HOMMAGE À IMRE KERTÉSZ

Imre Kertész est mort le 31 mars à Budapest à l’âge de 86 ans. Juif hongrois déporté à l’âge de 15 ans, il avait reçu le prix Nobel de Littérature en 2002.

Vous avez remarqué que je ne me suis pas suicidé », s’amusait Imre Kertész au Monde.

On le lira, partout, que Kertész aimait la vie, qu’il l’avait choisie; fadaises. La vie avait choisi Kertész, la vie l’avait élu, et le talent aussi. « Vivre est aussi une façon de se suicider : l’inconvénient, c’est que cela prend énormément de temps », se rétorquait-il dans Roman Policier.

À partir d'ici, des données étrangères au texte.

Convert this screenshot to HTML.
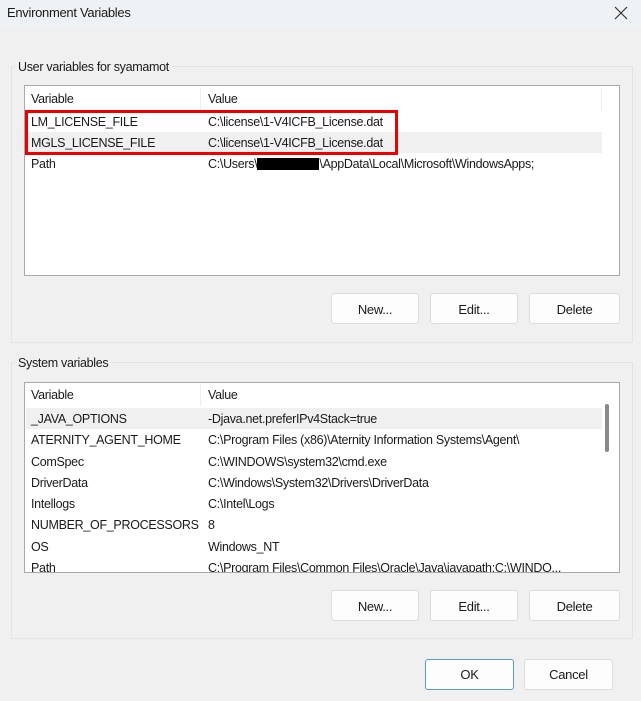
<!DOCTYPE html>
<html><head><style>
*{margin:0;padding:0;box-sizing:border-box}
body{width:641px;height:701px;background:#f0f0f0;font-family:"Liberation Sans",sans-serif;font-size:12.5px;color:#1a1a1a;position:relative;overflow:hidden;letter-spacing:-0.3px}
.abs{position:absolute}
.title{left:0;top:0;width:641px;height:28px;background:#eef2f5}
.grp{border:1px solid #e3e3e3}
.lbl{background:#f0f0f0;padding:0 3px;white-space:nowrap}
.list{background:#fff;border:1px solid #a9a9a9}
.row{position:absolute;left:1px;height:21px;line-height:23px;white-space:nowrap}
.row span{position:absolute;left:5px}
.row span.v{left:182px}
.btn{background:#fdfdfd;border:1px solid #dcdcdc;border-radius:3px;text-align:center;line-height:31px;font-size:13px}
</style></head><body>
<div class="abs title"></div>
<div class="abs" style="left:7px;top:5px;font-size:13px">Environment Variables</div>
<svg class="abs" style="left:614px;top:6px" width="14" height="14"><path d="M1 1L13 13M13 1L1 13" stroke="#333" stroke-width="1.2"/></svg>

<div class="abs grp" style="left:11px;top:66px;width:622px;height:277px"></div>
<div class="abs lbl" style="left:15px;top:60px">User variables for syamamot</div>
<div class="abs list" style="left:24px;top:85px;width:596px;height:191px">
 <div class="row" style="top:2px;width:576px;height:22px;border-right:1px solid #eee"><span>Variable</span><span class="v">Value</span></div>
 <div class="abs" style="left:175px;top:2px;width:1px;height:22px;background:#eee"></div>
 <div class="row" style="top:25px;width:576px"><span>LM_LICENSE_FILE</span><span class="v">C:\license\1-V4ICFB_License.dat</span></div>
 <div class="row" style="top:46px;width:576px;background:#f0f0f0"><span>MGLS_LICENSE_FILE</span><span class="v">C:\license\1-V4ICFB_License.dat</span></div>
 <div class="row" style="top:67px;width:576px"><span>Path</span><span class="v">C:\Users\<b style="display:inline-block;width:62px;height:12px;background:#000;vertical-align:-2px"></b>\AppData\Local\Microsoft\WindowsApps;</span></div>
</div>
<div class="abs" style="left:25px;top:110px;width:373px;height:45px;border:3px solid #ee0000"></div>
<div class="abs btn" style="left:331px;top:293px;width:88px;height:31px">New...</div>
<div class="abs btn" style="left:430px;top:293px;width:88px;height:31px">Edit...</div>
<div class="abs btn" style="left:529px;top:293px;width:91px;height:31px">Delete</div>

<div class="abs grp" style="left:11px;top:362px;width:622px;height:277px"></div>
<div class="abs lbl" style="left:15px;top:356px">System variables</div>
<div class="abs list" style="left:24px;top:382px;width:596px;height:191px;overflow:hidden">
 <div class="row" style="top:1px;width:576px;height:22px"><span>Variable</span><span class="v">Value</span></div>
 <div class="abs" style="left:175px;top:1px;width:1px;height:22px;background:#eee"></div>
 <div class="row" style="top:25px;width:576px;background:#f0f0f0"><span>_JAVA_OPTIONS</span><span class="v">-Djava.net.preferIPv4Stack=true</span></div>
 <div class="row" style="top:46px"><span>ATERNITY_AGENT_HOME</span><span class="v">C:\Program Files (x86)\Aternity Information Systems\Agent\</span></div>
 <div class="row" style="top:68px"><span>ComSpec</span><span class="v">C:\WINDOWS\system32\cmd.exe</span></div>
 <div class="row" style="top:89px"><span>DriverData</span><span class="v">C:\Windows\System32\Drivers\DriverData</span></div>
 <div class="row" style="top:110px"><span>Intellogs</span><span class="v">C:\Intel\Logs</span></div>
 <div class="row" style="top:131px"><span>NUMBER_OF_PROCESSORS</span><span class="v">8</span></div>
 <div class="row" style="top:153px"><span>OS</span><span class="v">Windows_NT</span></div>
 <div class="row" style="top:174px"><span>Path</span><span class="v">C:\Program Files\Common Files\Oracle\Java\javapath;C:\WINDO...</span></div>
 <div class="abs" style="left:580px;top:21px;width:4px;height:48px;background:#8a8a8a;border-radius:2px"></div>
</div>
<div class="abs btn" style="left:331px;top:590px;width:88px;height:31px">New...</div>
<div class="abs btn" style="left:430px;top:590px;width:88px;height:31px">Edit...</div>
<div class="abs btn" style="left:529px;top:590px;width:91px;height:31px">Delete</div>

<div class="abs btn" style="left:425px;top:659px;width:89px;height:31px;border:1px solid #5b9bd5;line-height:29px">OK</div>
<div class="abs btn" style="left:524px;top:659px;width:89px;height:31px;line-height:29px">Cancel</div>
</body></html>
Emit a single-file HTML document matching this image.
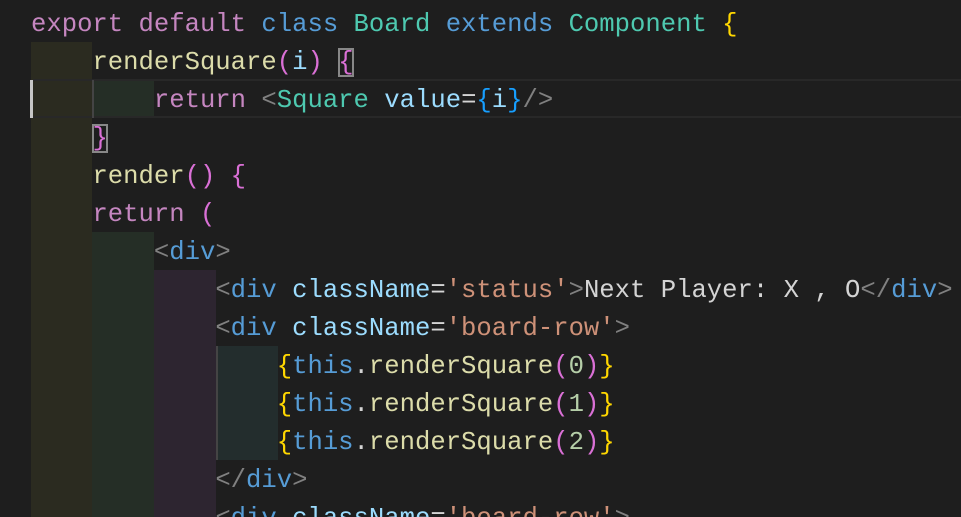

Kertész c’est Kafka après Auschwitz; non, c’est Kafka avec Auschwitz. C’est l’Ecclésiaste avec Auschwitz. Kertész, en d’autres temps, eut été prophète. Mais il a été en son temps, un temps de chiens, de moins-que-rien, un temps ignoble et dégueulasse qui l’a nommé en chien, en moins-que-rien.

Lisez Kertész, et n’y cherchez ni cynisme ni sarcasme, ni grandeur ni génie: Kertész est en deçà et au-delà, parce qu’il est certainement l’un des seuls qui ait eu simultanément la clair-voyance et la démence de nous faire entrevoir ce que fut Auschwitz, ce qu’est Auschwitz, ce que pourra être Auschwitz.

« Je ne supporte pas l’expression “On ne peut pas penser Auschwitz”. On peut très bien penser Auschwitz. Mettez un fou à la tête d’un État de droit, et vous aurez Auschwitz », gueule Kertész dans Kaddish pour l’enfant qui ne naîtra pas.

« Écoutez-moi bien, ce qui est réellement irrationnel et qui n’a vraiment pas d’explication, ce n’est pas le mal, au contraire: c’est le bien », écrit-il encore.

Soit. Dans ce cas, Kertész est prophète de l’irrationnel. Kertész est mort, vive Kertész.